TASK:
Identify the lines that contain the string "components" and report only how many there are.

SOURCE RECORDS:
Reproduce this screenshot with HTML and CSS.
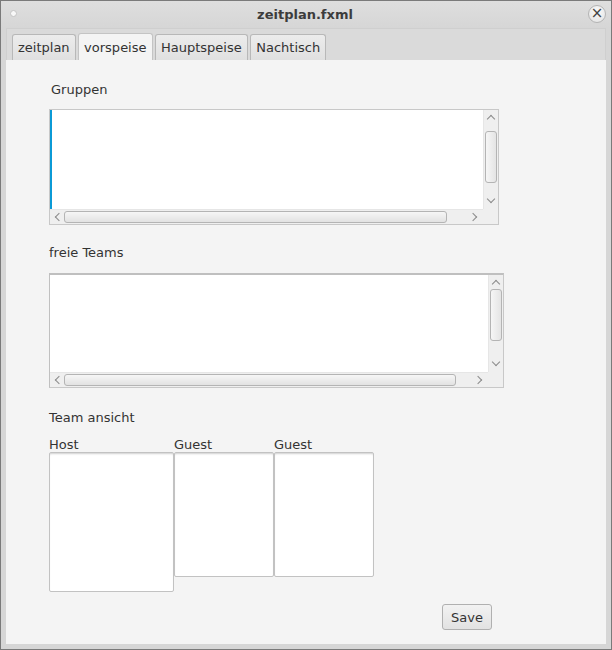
==
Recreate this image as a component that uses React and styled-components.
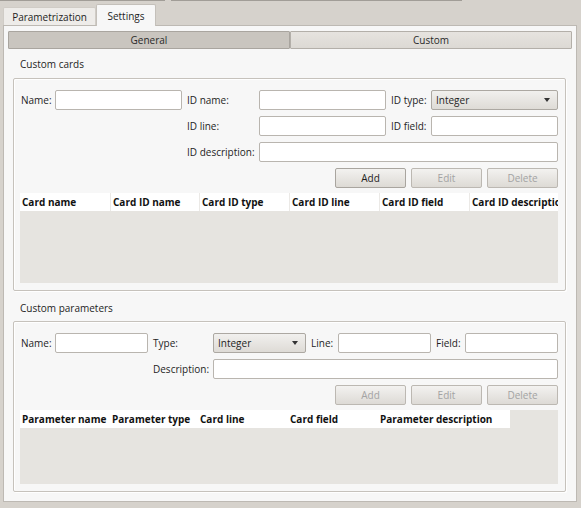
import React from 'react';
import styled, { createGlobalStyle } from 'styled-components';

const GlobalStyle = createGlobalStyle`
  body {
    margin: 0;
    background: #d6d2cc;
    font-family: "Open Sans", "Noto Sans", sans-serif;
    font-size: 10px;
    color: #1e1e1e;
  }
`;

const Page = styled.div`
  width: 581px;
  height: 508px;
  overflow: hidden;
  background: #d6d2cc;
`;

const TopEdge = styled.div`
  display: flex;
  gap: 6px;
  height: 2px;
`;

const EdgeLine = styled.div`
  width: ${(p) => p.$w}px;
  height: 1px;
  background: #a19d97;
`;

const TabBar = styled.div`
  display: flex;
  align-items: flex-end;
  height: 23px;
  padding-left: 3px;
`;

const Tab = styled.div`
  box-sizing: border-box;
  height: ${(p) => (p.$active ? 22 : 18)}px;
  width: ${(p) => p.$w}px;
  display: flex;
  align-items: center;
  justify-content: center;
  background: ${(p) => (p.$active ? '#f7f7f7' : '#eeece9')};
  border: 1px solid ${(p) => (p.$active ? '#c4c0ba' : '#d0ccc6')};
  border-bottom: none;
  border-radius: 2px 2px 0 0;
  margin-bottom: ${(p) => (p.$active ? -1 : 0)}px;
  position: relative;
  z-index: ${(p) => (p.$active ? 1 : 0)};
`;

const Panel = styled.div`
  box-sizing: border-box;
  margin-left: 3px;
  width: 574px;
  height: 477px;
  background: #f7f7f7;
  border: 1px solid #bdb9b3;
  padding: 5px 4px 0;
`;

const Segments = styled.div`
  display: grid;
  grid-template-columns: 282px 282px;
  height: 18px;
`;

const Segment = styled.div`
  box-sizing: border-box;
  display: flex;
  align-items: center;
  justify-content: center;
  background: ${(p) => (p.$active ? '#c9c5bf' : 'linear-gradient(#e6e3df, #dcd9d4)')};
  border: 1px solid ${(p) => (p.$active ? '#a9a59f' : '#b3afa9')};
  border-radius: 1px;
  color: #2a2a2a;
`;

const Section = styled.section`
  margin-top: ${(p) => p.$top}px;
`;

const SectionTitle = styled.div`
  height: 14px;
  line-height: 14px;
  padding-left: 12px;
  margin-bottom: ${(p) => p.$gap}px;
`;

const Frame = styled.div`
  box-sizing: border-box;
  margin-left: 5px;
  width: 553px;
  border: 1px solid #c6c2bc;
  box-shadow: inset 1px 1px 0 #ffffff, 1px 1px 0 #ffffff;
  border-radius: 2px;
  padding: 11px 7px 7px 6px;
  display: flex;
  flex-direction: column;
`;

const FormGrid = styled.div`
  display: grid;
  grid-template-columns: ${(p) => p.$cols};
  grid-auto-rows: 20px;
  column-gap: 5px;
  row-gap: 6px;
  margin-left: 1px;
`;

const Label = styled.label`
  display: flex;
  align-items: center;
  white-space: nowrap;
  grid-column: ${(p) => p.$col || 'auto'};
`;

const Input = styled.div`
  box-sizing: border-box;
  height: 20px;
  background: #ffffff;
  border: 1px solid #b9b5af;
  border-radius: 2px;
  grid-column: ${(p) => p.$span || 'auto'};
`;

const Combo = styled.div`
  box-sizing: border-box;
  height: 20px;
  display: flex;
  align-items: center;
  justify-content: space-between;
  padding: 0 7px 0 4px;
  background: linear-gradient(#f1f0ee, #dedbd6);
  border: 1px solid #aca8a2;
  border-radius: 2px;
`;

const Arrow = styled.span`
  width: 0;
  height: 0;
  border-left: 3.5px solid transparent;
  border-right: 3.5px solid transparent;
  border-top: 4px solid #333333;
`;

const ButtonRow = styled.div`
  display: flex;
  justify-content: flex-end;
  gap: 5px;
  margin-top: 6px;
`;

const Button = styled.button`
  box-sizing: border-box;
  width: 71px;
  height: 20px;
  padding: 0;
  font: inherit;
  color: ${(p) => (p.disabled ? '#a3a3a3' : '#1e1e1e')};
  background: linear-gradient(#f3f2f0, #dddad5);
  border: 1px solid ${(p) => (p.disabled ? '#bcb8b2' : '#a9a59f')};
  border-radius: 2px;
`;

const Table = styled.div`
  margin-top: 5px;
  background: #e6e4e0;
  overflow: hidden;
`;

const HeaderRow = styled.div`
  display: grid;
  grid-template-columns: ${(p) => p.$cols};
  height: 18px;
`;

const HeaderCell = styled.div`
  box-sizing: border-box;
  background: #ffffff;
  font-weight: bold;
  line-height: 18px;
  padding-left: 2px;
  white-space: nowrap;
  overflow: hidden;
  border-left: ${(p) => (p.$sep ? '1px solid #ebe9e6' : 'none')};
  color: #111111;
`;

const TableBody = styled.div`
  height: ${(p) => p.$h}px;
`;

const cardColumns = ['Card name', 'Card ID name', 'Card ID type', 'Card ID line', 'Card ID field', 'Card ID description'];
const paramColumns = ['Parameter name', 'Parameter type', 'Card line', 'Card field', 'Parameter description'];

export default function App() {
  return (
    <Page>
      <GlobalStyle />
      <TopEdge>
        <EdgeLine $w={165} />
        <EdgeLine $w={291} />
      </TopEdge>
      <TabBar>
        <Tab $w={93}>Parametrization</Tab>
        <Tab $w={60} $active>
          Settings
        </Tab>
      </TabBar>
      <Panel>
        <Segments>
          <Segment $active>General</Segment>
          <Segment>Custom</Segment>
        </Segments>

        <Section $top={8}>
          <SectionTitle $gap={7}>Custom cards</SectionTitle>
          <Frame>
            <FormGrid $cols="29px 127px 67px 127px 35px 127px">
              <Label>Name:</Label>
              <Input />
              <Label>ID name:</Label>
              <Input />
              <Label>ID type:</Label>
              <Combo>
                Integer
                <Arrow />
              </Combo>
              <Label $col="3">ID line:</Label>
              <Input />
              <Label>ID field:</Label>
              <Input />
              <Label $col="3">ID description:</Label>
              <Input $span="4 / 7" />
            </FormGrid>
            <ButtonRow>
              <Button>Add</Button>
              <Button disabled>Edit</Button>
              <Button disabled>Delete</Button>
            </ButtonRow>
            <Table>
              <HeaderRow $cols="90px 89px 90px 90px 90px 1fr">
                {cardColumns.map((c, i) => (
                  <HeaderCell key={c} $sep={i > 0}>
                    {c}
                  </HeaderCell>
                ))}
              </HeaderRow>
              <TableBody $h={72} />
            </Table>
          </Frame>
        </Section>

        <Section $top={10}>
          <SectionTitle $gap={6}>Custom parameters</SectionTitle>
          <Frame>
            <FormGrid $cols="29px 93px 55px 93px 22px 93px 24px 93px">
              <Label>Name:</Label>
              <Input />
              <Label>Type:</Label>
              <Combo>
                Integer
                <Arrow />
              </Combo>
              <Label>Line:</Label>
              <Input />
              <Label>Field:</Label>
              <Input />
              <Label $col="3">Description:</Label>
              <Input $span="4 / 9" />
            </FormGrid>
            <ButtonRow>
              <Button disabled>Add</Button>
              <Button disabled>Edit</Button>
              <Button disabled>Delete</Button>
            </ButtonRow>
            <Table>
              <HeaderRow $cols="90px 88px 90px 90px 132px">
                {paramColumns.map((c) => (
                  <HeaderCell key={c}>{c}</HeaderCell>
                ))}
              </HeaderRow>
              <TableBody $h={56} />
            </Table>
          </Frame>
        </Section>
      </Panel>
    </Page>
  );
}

TASK SOLUTION:
2